The structure of young embedded protostellar discs
Benjamin A. MacFarlane, Dimitris Stamatellos

TL;DR
This study uses hydrodynamic simulations to analyze the structure of young protostellar discs, highlighting how radiative feedback and gravitational instabilities influence their properties and the accuracy of mass estimates from observational data.
Contribution
It provides new insights into the impact of radiative feedback and gravitational instabilities on young disc structures and the limitations of PV diagram mass estimates.
Findings
Radial profiles vary significantly with infall and feedback regimes.
Position-velocity diagrams underestimate protostellar mass by up to 20%.
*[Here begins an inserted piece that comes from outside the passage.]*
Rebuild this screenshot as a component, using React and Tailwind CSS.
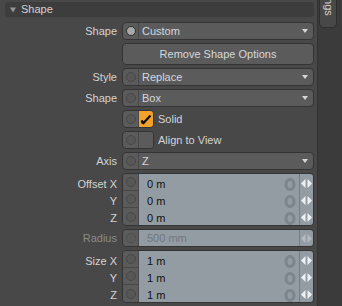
import React from "react";

const font = { fontFamily: '"Liberation Sans", Arial, sans-serif' };

function Knob({ on, dim }) {
  return (
    <div className="w-[15px] shrink-0 flex items-center justify-center">
      <div
        className={
          on
            ? "w-[10px] h-[10px] rounded-full border border-[#2f2f2f] bg-[#a9a9a9]"
            : dim
            ? "w-[10px] h-[10px] rounded-full border border-[#505050] bg-[#5a5a5a]"
            : "w-[10px] h-[10px] rounded-full border border-[#484848] bg-[#575757]"
        }
      />
    </div>
  );
}

function Label({ children, dim }) {
  return (
    <div className={dim ? "w-[117px] shrink-0 text-right text-[#8a8a8a]" : "w-[117px] shrink-0 text-right text-[#d4d4d4]"}>
      {children}
    </div>
  );
}

function Dropdown({ value, active }) {
  return (
    <div className="flex h-[18px] w-[192px] rounded-[4px] border border-[#343434] bg-[#5b5b5b] overflow-hidden">
      <Knob on={active} />
      <div className="w-px bg-[#474747]" />
      <div className="flex-1 pl-[3px] flex items-center text-[#d3d8de]">{value}</div>
      <svg width="6" height="4" className="self-center mr-[5px]">
        <path d="M0 0H6L3 4Z" fill="#d6d6d6" />
      </svg>
    </div>
  );
}

function Row({ label, dim, children }) {
  return (
    <div className="flex items-center gap-[5px]">
      <Label dim={dim}>{label}</Label>
      {children}
    </div>
  );
}

function Check({ checked, text }) {
  return (
    <div className="flex items-center">
      <div className="w-[117px] shrink-0" />
      <div className="ml-[5px] flex h-[18px] w-[32px] rounded-[4px] border border-[#343434] bg-[#5b5b5b] overflow-hidden">
        <Knob />
        <div className="w-px bg-[#474747]" />
        <div className={checked ? "flex-1 bg-[#f2a22c] flex items-center justify-center" : "flex-1 bg-[#5b5b5b]"}>
          {checked && (
            <svg width="12" height="11" viewBox="0 0 12 11">
              <path d="M1.5 6.5L3.5 9L10.5 1.5" fill="none" stroke="#111" strokeWidth="2.2" />
              <path d="M1 9.5L4.5 9.5L2 6Z" fill="#111" />
            </svg>
          )}
        </div>
      </div>
      <div className="ml-[4px] text-[#d4d4d4]">{text}</div>
    </div>
  );
}

function Arrows({ dim }) {
  return (
    <svg width="11" height="9" viewBox="0 0 11 9">
      <path d="M0 4.5L4.5 0V9Z M11 4.5L6.5 0V9Z" fill={dim ? "#b4bac0" : "#eef1f4"} />
    </svg>
  );
}

function Zero() {
  return (
    <svg width="12" height="13" viewBox="0 0 12 13" className="mr-[3px]">
      <ellipse cx="6" cy="6.5" rx="4" ry="5" fill="none" stroke="#7e868d" strokeWidth="3.2" />
    </svg>
  );
}

function GroupLabels({ labels }) {
  return (
    <div className="w-[117px] shrink-0 flex flex-col text-right text-[#d4d4d4] pt-px">
      {labels.map((l) => (
        <div key={l} className="h-[17px] pt-[3px] flex items-center justify-end">
          {l}
        </div>
      ))}
    </div>
  );
}

function Field({ values, dim }) {
  const last = values.length - 1;
  return (
    <div className="flex w-[192px] rounded-[4px] border border-[#343434] overflow-hidden">
      <div className="w-[15px] bg-[#5b5b5b] flex flex-col">
        {values.map((v, i) => (
          <div key={i} className={i < last ? "h-[17px] flex border-b border-[#474747]" : dim ? "h-[16px] flex" : "h-[17px] flex"}>
            <Knob dim={dim} />
          </div>
        ))}
      </div>
      <div className="w-px bg-[#474747]" />
      <div className="flex-1 bg-[#949ca3] flex flex-col">
        {values.map((v, i) => (
          <div key={i} className={dim ? "h-[16px] flex items-center pl-[8px] pt-[1px]" : "h-[17px] flex items-center pl-[8px] pt-[3px]"}>
            <span className={dim ? "flex-1 text-[#6f777e]" : "flex-1 text-[#111111]"}>{v}</span>
            {!dim && <Zero />}
          </div>
        ))}
      </div>
      <div className="w-[14px] bg-[#949ca3] border-l border-[#767e85] flex flex-col">
        {values.map((v, i) => (
          <div key={i} className={dim ? "h-[16px] flex items-center justify-center" : "h-[17px] pt-[2px] flex items-center justify-center"}>
            <Arrows dim={dim} />
          </div>
        ))}
      </div>
    </div>
  );
}

export default function App() {
  return (
    <div className="flex w-[342px] h-[306px] bg-[#484848] text-[11px] leading-none overflow-hidden" style={font}>
      <div className="w-[317px] shrink-0 flex flex-col gap-[3px] pt-[2px]">
        <div className="ml-[5px] w-[309px] h-[15px] rounded-[4px] bg-[#3d3d3d] flex items-center mb-[2px]">
          <svg width="6" height="6" className="ml-[5px]">
            <path d="M0 0.5H6L3 5.5Z" fill="#969696" />
          </svg>
          <span className="ml-[5px] text-[#d2d2d2]">Shape</span>
        </div>
        <Row label="Shape">
          <Dropdown value="Custom" active />
        </Row>
        <div className="flex">
          <div className="w-[122px] shrink-0" />
          <div className="h-[22px] w-[192px] rounded-[4px] border border-[#343434] bg-[#5b5b5b] flex items-center justify-center text-[#d3d8de]">
            Remove Shape Options
          </div>
        </div>
        <Row label="Style">
          <Dropdown value="Replace" />
        </Row>
        <Row label="Shape">
          <Dropdown value="Box" />
        </Row>
        <Check checked text="Solid" />
        <Check text="Align to View" />
        <Row label="Axis">
          <Dropdown value="Z" />
        </Row>
        <div className="flex gap-[5px]">
          <GroupLabels labels={["Offset X", "Y", "Z"]} />
          <Field values={["0 m", "0 m", "0 m"]} />
        </div>
        <Row label="Radius" dim>
          <Field values={["500 mm"]} dim />
        </Row>
        <div className="flex gap-[5px]">
          <GroupLabels labels={["Size X", "Y", "Z"]} />
          <Field values={["1 m", "1 m", "1 m"]} />
        </div>
      </div>
      <div className="flex-1 bg-[#3b3b3b] border-l border-[#333333]">
        <div className="ml-[1px] w-[18px] h-[28px] bg-[#484848] border border-t-0 border-[#2e2e2e] rounded-b-[5px] overflow-hidden flex flex-col justify-end items-center pb-[11px]">
          <span className="text-[#d2d2d2] leading-none" style={{ writingMode: "vertical-rl" }}>Settings</span>
        </div>
      </div>
    </div>
  );
}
Young discs may experience increased dust depletion due to pressure gradients.
Abstract
Young protostellar discs provide the initial conditions for planet formation. The properties of these discs may be different from those of late-phase (T Tauri) discs due to continuing infall from the envelope and protostellar variability resulting from irregular gas accretion. We use a set of hydrodynamic simulations to determine the structure of discs forming in collapsing molecular clouds. We examine how radiative feedback from the host protostar affects the disc properties by examining three regimes: without radiative feedback, with continuous radiative feedback and with episodic feedback, similar to FU Ori-type outbursts. We find that the radial surface density and temperature profiles vary significantly as the disc accretes gas from the infalling envelope. These profiles are sensitive to the presence of spiral structure, induced by gravitational instabilities, and the radiative…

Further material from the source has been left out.